▶ _Short exercise_
Identify and reproduce every line holding the string "that".

▶ _Available data_
════════════════════

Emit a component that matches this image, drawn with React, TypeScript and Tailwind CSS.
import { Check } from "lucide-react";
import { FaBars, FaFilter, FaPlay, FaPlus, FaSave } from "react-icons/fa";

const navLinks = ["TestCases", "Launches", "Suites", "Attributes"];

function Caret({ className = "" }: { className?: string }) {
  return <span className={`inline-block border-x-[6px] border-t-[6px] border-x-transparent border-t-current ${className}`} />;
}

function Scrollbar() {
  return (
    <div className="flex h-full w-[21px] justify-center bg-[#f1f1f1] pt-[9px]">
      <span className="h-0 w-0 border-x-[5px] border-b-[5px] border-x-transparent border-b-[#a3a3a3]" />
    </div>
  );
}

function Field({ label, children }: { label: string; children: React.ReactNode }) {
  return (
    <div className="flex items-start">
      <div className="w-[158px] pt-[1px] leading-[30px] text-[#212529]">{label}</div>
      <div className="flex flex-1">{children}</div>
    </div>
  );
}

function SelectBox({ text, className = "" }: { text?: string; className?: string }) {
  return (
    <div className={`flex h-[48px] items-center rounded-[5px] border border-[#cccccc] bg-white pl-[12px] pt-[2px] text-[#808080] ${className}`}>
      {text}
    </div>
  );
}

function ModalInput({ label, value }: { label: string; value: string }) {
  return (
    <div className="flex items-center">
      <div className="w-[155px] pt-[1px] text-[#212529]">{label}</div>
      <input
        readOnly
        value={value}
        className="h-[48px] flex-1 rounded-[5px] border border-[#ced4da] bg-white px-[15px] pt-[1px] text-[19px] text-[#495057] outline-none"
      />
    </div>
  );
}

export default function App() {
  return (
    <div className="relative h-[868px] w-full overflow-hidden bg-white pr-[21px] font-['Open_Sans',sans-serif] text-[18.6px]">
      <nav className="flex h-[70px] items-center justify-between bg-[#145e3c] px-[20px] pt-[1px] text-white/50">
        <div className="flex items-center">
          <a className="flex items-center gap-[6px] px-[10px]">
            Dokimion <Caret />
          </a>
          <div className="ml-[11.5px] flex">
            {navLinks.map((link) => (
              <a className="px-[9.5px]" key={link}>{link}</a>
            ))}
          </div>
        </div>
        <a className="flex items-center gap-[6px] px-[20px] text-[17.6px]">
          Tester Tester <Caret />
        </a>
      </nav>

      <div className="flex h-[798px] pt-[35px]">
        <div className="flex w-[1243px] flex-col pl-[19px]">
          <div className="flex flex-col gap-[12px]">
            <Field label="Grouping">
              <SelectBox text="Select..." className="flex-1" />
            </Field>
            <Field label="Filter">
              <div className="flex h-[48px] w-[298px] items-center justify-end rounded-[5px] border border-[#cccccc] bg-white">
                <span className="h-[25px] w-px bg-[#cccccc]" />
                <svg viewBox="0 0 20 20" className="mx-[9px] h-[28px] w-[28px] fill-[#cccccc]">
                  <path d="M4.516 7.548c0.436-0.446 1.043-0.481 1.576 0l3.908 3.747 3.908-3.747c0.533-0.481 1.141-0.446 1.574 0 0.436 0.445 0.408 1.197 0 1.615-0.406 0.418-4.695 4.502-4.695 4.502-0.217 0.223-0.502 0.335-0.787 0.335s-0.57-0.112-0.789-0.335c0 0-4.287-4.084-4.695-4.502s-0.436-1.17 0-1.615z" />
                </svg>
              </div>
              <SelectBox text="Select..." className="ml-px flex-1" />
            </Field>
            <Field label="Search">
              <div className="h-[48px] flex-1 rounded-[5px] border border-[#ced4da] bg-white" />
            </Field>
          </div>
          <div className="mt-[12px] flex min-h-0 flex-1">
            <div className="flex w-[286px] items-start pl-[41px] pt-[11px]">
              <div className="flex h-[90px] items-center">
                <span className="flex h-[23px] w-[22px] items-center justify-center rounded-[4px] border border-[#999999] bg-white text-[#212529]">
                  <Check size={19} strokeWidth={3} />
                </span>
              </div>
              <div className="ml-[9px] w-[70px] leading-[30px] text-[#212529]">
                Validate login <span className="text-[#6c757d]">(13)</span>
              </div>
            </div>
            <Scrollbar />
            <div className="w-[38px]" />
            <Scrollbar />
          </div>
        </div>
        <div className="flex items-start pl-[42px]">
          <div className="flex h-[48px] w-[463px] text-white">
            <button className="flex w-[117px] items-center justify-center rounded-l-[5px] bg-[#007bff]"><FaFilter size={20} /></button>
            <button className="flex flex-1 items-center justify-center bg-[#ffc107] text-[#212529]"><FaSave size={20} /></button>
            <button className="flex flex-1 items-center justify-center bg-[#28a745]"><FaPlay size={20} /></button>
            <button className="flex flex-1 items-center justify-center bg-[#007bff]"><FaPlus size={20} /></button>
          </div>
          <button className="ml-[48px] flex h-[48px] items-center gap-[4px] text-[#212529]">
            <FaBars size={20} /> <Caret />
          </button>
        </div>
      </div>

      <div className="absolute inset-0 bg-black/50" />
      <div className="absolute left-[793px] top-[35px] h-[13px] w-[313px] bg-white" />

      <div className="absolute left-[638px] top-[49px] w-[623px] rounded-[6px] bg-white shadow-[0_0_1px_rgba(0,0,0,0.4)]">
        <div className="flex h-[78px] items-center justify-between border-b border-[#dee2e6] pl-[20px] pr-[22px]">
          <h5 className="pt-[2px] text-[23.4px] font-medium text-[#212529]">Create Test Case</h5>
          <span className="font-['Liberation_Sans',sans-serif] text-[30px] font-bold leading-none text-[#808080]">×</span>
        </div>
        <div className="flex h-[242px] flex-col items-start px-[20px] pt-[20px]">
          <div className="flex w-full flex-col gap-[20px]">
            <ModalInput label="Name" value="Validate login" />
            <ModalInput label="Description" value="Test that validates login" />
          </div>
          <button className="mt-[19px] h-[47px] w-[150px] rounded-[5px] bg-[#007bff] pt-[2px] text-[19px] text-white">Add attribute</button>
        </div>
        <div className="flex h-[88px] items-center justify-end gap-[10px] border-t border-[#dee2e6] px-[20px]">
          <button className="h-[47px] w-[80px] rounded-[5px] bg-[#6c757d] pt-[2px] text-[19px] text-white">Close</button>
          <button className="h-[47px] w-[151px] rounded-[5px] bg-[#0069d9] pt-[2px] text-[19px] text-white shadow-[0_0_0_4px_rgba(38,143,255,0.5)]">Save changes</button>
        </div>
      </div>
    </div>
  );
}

════════════════════

▶ _Written response_
Emit a component that matches this image, drawn with React, TypeScript and Tailwind CSS.
            <ModalInput label="Description" value="Test that validates login" />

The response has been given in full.